### WHAT YOU SHOULD DO
How many of these lines hold the string "index"? Answer with the number only.

### COLLECTED DATA

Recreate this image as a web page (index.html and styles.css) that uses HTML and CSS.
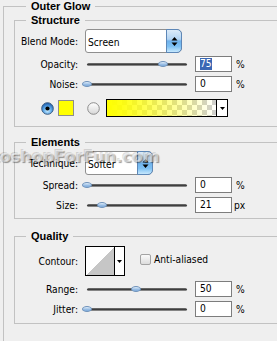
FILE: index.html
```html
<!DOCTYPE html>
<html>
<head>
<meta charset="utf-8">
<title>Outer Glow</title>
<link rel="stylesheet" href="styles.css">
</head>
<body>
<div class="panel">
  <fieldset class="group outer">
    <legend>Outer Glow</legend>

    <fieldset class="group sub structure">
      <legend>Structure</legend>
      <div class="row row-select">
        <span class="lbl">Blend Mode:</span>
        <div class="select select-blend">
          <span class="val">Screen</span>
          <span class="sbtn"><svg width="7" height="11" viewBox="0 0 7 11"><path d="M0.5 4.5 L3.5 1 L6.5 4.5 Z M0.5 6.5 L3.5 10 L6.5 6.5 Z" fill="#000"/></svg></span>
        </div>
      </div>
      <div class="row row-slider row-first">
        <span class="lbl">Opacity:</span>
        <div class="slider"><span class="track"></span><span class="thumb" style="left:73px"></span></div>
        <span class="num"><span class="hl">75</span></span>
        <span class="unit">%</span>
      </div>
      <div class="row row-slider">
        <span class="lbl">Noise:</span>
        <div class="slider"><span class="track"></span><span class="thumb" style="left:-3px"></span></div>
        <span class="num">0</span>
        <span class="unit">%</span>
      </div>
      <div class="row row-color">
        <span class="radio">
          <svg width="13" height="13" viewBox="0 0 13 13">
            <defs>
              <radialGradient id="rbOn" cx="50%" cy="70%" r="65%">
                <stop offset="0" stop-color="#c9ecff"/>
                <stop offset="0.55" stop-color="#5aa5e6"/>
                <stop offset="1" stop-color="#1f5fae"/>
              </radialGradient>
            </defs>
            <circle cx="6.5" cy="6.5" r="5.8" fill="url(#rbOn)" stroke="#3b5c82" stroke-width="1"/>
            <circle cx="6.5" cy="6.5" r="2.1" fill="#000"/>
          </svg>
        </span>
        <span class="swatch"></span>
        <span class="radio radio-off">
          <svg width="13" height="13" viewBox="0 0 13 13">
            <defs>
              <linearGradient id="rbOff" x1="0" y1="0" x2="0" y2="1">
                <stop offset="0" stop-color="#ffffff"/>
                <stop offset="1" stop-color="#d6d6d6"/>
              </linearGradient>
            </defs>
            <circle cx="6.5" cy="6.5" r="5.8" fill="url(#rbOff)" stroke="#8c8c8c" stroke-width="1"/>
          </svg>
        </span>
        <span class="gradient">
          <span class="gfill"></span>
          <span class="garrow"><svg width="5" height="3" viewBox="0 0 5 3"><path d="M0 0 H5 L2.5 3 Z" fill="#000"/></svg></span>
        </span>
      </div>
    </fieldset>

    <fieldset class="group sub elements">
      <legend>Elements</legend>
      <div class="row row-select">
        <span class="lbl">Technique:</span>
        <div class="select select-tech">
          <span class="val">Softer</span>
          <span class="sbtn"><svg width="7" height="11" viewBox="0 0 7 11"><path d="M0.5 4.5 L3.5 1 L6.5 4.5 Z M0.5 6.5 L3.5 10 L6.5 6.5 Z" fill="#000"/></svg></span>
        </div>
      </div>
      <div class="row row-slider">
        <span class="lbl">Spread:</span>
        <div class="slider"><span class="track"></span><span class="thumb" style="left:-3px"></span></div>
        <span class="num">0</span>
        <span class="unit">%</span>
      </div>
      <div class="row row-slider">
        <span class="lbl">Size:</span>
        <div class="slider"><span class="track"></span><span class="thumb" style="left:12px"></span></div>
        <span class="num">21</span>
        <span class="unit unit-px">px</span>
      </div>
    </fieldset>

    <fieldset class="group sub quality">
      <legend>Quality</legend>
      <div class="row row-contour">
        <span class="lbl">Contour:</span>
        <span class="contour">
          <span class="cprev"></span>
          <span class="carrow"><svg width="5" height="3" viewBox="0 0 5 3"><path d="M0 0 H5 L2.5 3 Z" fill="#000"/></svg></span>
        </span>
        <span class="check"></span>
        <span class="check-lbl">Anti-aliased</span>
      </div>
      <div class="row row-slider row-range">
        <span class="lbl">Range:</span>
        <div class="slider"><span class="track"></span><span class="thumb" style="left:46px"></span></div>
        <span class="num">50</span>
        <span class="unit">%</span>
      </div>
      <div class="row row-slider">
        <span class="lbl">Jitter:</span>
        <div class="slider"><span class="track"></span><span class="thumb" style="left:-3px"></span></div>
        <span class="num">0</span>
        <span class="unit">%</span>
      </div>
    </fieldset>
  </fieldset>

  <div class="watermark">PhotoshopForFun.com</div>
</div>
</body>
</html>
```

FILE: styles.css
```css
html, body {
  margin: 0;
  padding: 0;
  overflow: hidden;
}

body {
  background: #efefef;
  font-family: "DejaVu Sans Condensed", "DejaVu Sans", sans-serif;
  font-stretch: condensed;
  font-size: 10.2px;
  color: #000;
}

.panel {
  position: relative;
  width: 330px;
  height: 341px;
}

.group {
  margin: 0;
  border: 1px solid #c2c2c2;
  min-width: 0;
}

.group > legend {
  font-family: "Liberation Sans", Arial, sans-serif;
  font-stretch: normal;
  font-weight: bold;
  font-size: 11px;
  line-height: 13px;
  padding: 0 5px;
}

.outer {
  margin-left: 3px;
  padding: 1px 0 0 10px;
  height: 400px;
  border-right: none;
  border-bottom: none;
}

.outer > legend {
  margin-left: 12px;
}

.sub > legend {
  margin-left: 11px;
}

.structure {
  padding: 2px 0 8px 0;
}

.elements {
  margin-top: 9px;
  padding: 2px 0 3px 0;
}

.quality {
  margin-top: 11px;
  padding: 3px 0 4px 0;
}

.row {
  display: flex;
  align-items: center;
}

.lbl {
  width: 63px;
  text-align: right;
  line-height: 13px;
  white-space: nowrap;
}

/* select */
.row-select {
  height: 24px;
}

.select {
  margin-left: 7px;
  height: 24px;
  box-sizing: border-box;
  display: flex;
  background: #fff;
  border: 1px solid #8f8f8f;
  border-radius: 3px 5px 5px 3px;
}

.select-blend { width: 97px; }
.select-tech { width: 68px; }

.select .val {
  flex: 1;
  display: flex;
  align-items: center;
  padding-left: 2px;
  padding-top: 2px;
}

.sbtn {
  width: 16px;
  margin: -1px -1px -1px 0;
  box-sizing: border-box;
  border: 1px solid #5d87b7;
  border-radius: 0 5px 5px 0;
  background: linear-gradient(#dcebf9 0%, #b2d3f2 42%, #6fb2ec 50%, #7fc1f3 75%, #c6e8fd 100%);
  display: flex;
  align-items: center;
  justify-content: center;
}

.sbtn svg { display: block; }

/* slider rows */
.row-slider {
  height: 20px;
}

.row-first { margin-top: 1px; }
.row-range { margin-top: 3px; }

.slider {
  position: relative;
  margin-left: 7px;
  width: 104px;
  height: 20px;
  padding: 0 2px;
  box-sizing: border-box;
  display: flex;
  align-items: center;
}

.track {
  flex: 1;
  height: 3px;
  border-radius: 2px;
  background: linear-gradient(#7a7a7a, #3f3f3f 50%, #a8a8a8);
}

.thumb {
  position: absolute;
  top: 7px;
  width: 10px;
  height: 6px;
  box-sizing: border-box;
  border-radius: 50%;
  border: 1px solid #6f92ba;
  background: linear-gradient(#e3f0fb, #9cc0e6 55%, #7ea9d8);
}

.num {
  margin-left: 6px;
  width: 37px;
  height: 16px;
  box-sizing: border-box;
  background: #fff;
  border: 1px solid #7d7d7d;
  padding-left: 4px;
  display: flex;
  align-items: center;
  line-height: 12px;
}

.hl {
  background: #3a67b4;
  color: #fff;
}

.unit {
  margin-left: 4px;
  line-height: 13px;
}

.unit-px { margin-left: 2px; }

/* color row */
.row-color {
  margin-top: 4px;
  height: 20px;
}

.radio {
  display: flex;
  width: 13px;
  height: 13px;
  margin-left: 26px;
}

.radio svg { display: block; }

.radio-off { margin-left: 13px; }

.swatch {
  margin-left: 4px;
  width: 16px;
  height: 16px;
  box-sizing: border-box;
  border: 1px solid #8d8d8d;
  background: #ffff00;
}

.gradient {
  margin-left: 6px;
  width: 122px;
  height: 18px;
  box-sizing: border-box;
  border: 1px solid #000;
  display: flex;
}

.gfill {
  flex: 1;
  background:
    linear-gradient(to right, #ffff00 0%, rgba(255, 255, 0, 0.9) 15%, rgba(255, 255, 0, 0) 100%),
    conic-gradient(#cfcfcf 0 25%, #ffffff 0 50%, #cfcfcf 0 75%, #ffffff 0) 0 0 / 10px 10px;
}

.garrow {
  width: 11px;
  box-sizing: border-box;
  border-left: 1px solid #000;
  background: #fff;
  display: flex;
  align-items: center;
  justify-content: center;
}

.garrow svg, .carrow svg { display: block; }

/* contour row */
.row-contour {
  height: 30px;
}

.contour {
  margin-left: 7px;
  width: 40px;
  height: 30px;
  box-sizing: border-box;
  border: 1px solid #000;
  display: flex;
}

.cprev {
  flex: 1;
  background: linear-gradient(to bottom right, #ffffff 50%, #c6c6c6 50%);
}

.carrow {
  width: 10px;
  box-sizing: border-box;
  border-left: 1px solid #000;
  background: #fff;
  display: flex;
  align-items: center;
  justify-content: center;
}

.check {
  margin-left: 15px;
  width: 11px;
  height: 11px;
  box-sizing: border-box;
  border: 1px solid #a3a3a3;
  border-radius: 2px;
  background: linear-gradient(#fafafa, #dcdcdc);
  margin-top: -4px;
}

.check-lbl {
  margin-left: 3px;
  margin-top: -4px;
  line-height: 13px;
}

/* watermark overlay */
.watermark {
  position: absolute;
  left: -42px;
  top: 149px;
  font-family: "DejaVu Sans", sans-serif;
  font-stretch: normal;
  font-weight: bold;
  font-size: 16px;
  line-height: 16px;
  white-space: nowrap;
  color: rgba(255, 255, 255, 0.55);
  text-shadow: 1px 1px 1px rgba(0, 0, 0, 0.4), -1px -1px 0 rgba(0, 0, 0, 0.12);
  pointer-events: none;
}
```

### RESPONSE TO THE TASK
2